What critics of this movie won’t recognize, is that the hundred-million dollar project that puts us in the shoes of a man who can only be likened to either Prometheus, the one who brought life to humanity, or Vishnu‘s “death”, the one who would bring it to its demise, was destined to be flawed from the get go. Christopher Nolan, who also wrote the screenplay, had a hefty burden of balancing the different aspects of the theoretical physicist’s life: by design, it’s bound to overemphasize the science and the politics (somewhat more so for the latter given the nature of his role in the Manhattan Project), because one simply can not exist on its own without delving deep into the other, thereby stretching the runtime even further. Art is not about capturing and recreating the different faces of a three-dimensional solid body on a two-dimensional plane (to plagiarize Descartes’ Discourse). In fact, it can’t. The film wasn’t trying to be a biopic, laying out that special someone’s life story, dramatizes his achievements and downplays the parts that don’t contribute to them. Nor is it trying to be a political documentary that confronts the horrendous and grotesque realities behind these doomsday gadgets (as a matter of fact, it barely touched upon them, unlike Mick Jackson’s nightmarishly-realistic Threads, a film literally everyone must see). It’s only a few peeks into certain fragments of Oppenheimer’s life, those that when taken together help us define his ego, his resolve, and his ordeal.

It comes as little surprise, in a three-hour long picture with seldom time to breath, with scenes literally bereaved of an opening and a closing, and with imageries and sounds designed either like a ticking time bomb or a chain reaction (the real Oppenheimer suffered from schizophrenia, to Nolan’s creative advantage), that the two female supports never got the chance to develop into coherent personalities and make a lasting impression, that the experiences of the Hiroshima and Nagasaki atrocities were almost completely glossed over, that the covert trials against Oppenheimer himself was prioritized over the public ones against the nuclear arms race and the responsible parties. These are less flaws than byproducts of this sort of structural arrangement. Like the man himself, whose legacy is as self-contradictory as peace and armageddon, the distance between which now becomes the pluck of a single lower-rank officer, the film ipso facto fails to do justice to the humanitarian consequences of the Trinity Test (just like how its subject, the author behind the first atomic bomb, did). Likewise, the picture, being about something with implications that only a few could fully comprehend (much less deal with), can pay no more respect to Oppenheimer’s personal life than the field equations can to Albert Einstein’s acquaintance with Kurt Gödel.

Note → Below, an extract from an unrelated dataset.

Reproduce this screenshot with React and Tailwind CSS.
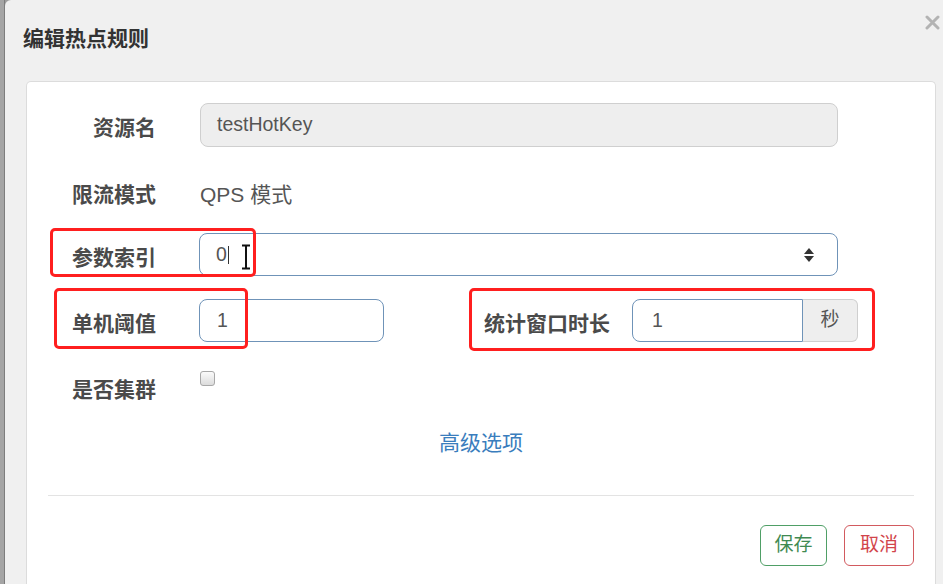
import React from "react";

const font = { fontFamily: '"Liberation Sans", "Noto Sans CJK SC", sans-serif' };

function Label({ children, w = "w-[129px]", className = "" }) {
  return (
    <div className={`${w} shrink-0 text-right text-[21px] leading-[24px] font-bold text-[#4a4a4a] ${className}`}>
      {children}
    </div>
  );
}

export default function App() {
  return (
    <div
      className="relative flex h-[584px] w-[943px] overflow-hidden bg-[#9d9d9d]"
      style={font}
    >
      {/* left backdrop strip */}
      <div className="w-[5px] shrink-0 border-r border-[#7d7d7d] bg-[#a5a5a5]" />

      {/* modal */}
      <div className="flex flex-1 flex-col rounded-tl-[6px] bg-[#f0f0f0]">
        <div className="relative h-[81px] shrink-0">
          <div className="pl-[18px] pt-[27px] text-[21px] leading-[24px] font-bold text-[#333]">
            编辑热点规则
          </div>
          <svg
            className="absolute right-[3px] top-[15px]"
            width="15"
            height="15"
            viewBox="0 0 15 15"
          >
            <path d="M2 2 L13 13 M13 2 L2 13" stroke="#b3b3b3" strokeWidth="3" strokeLinecap="round" />
          </svg>
        </div>

        <div className="ml-[21px] mr-[7px] flex-1 rounded-t-[5px] border border-b-0 border-[#dcdcdc] bg-white pt-[21px]">
          {/* row 1 */}
          <div className="flex h-[44px] items-start">
            <Label className="pt-[13px]">资源名</Label>
            <div className="ml-[44px] flex h-[44px] w-[638px] items-center rounded-[8px] border border-[#cfcfcf] bg-[#eeeeee] pl-[16px] text-[19.5px] text-[#555]">
              testHotKey
            </div>
          </div>

          {/* row 2 */}
          <div className="mt-[26px] flex h-[44px] items-center">
            <Label>限流模式</Label>
            <div className="ml-[44px] text-[21px] leading-[24px] text-[#555]">QPS 模式</div>
          </div>

          {/* row 3 */}
          <div className="mt-[16px] flex h-[43px] items-start">
            <Label className="pt-[13px]">参数索引</Label>
            <div className="ml-[43px] flex h-[43px] w-[639px] items-center justify-between rounded-[8px] border border-[#6f93b8] bg-white pl-[16px] pr-[22px] text-[19.5px] text-[#555]">
              <div className="flex items-center">
                <span>0</span>
                <span className="ml-[1px] h-[18px] w-[1px] bg-[#333]" />
              </div>
              <svg width="12" height="18" viewBox="0 0 12 18">
                <path d="M6 2 L11 8 L1 8 Z" fill="#333" />
                <path d="M6 16 L11 10 L1 10 Z" fill="#333" />
              </svg>
            </div>
          </div>

          {/* row 4 */}
          <div className="mt-[23px] flex h-[43px] items-start">
            <Label className="pt-[13px]">单机阈值</Label>
            <div className="ml-[43px] flex h-[43px] w-[185px] items-center rounded-[8px] border border-[#6f93b8] bg-white pl-[17px] text-[19.5px] text-[#555]">
              1
            </div>
            <Label w="w-[128px]" className="ml-[98px] pt-[13px]">统计窗口时长</Label>
            <div className="ml-[22px] flex h-[43px]">
              <div className="flex w-[171px] items-center rounded-l-[8px] border border-[#6f93b8] bg-white pl-[19px] text-[19.5px] text-[#555]">
                1
              </div>
              <div className="flex w-[55px] items-center justify-center rounded-r-[6px] border border-l-0 border-[#cfcfcf] bg-[#eeeeee] text-[19px] text-[#555]">
                秒
              </div>
            </div>
          </div>

          {/* row 5 */}
          <div className="mt-[23px] flex h-[44px] items-start">
            <Label className="pt-[13px]">是否集群</Label>
            <div className="ml-[44px] mt-[6px] h-[15px] w-[15px] rounded-[3px] border border-[#a8a8a8] bg-gradient-to-b from-[#fbfbfb] to-[#dcdcdc]" />
          </div>

          {/* advanced */}
          <div className="mt-[22px] text-center text-[21px] leading-[24px] text-[#3a7dbd]">高级选项</div>

          <div className="mx-[21px] mt-[40px] border-t border-[#e3e3e3]" />

          <div className="mt-[29px] flex justify-end gap-[17px] pr-[21px]">
            <div className="flex h-[41px] w-[67px] items-center justify-center rounded-[6px] border border-[#4f9f66] text-[19px] text-[#3f8a52]">
              保存
            </div>
            <div className="flex h-[41px] w-[70px] items-center justify-center rounded-[6px] border border-[#d25a5f] text-[19px] text-[#d2454b]">
              取消
            </div>
          </div>
        </div>
      </div>

      {/* red annotation boxes */}
      <div className="pointer-events-none absolute left-[50px] top-[228px] h-[49px] w-[206px] rounded-[5px] border-[3px] border-[#ff1f1f]" />
      <div className="pointer-events-none absolute left-[54px] top-[288px] h-[61px] w-[194px] rounded-[5px] border-[3px] border-[#ff1f1f]" />
      <div className="pointer-events-none absolute left-[469px] top-[288px] h-[63px] w-[406px] rounded-[5px] border-[3px] border-[#ff1f1f]" />

      {/* I-beam mouse cursor */}
      <svg className="pointer-events-none absolute left-[240px] top-[244px]" width="12" height="26" viewBox="0 0 12 26">
        <path d="M2 1.5 H10 M2 24.5 H10 M6 1.5 V24.5" stroke="#111" strokeWidth="2" fill="none" />
      </svg>
    </div>
  );
}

Given these confines that came with the material, Nolan and his team did the absolute best they could. Writing for the New Yorker in 1968, Pauline Kael defended Godard in her review of La Chinoise: “Since Godard’s tempo is too fast for many people — perhaps most people — they have some ground for anger and confusion. But I think he is driven to ignore the difficulties that audiences may experience — not because he wants to assault them or to be deliberately ‘uncommercial,’ not out of pretentiousness or arrogance, but out of the nature of his material and his talent.” I think the same could be said here. If Memento was the proof of his editing talent, and Inception was that of his creative talent, and Dunkirk was that of his directing talent, this picture should be the proof of Nolan’s audacity.

★★★★½

Directed and written by Christopher Nolan, based on American Prometheus by Kai Bird and Martin J. Sherwin;

Produced by Nolan, his wife Emma Thomas, and Charles Roven (collaborations on The Dark Knight Trilogy);

The cinematography is Hoyte van Hoytema, who has done every Nolan picture starting with Interstellar, also known for Let the Right One In, Her, Nope, Ad Astra;

Edited by Jennifer Lame, previously collaborated on Tenet, also known for Marriage Story, Manchester by the Sea, Hereditary, Frances Ha; the runtime was so long, the cuts were so numerous and temporally all-over-the-place, that she had to ‘tighten the lug nuts’ of the picture for its characters not to get lost in the shuffling process, and maintain the sense of continuity;

Music by Ludwig Göransson, known for frequent collaborations with Ryan Coogler (Fruitvale Station, Creed, Black Panther), advised by Nolan to utilize violin for the central theme, going from “the most romantic, beautiful tone in a split second to neurotic and heart wrenching, horror sounds”;

The thunderous sounds were designed and edited by Richard King, a longtime collaborator with Nolan ever since all the way back in The Prestige, otherwise known for his work in Master and Commander: The Far Side of the World, and Spielberg’s War of the Worlds;

Visual effects done by DNEG, supervised by Andrew Jackson (Mad Max: Fury Road, Dunkirk, Tenet); it is claimed that there weren’t any computer-generated effects, which, if true, should render the detonation scene all the more mind-boggling;

The production set designed by Ruth De Jong; the art direction supervised by Jake Cavallo, Samantha Englender, Anthony D. Parrillo; the set decoration by Claire Kaufman, Olivia Peebles, Adam Willis; the costumes were designed by Ellen Mirojnick (Wall Street, Fatal Attraction, Basic Instinct, The Greatest Showman); the make-up department headed by Luisa Abel;

The casting director is John Papsidera, who has been with Nolan from the very beginning starting with Memento; the result speaks for itself.

*Nolan’s daughter, Flora, made a close-up cameo in one of the incendiary imageries where she was seen disintegrated by an imagined nuclear explosion; a direct sign of Nolan’s own worries about the future.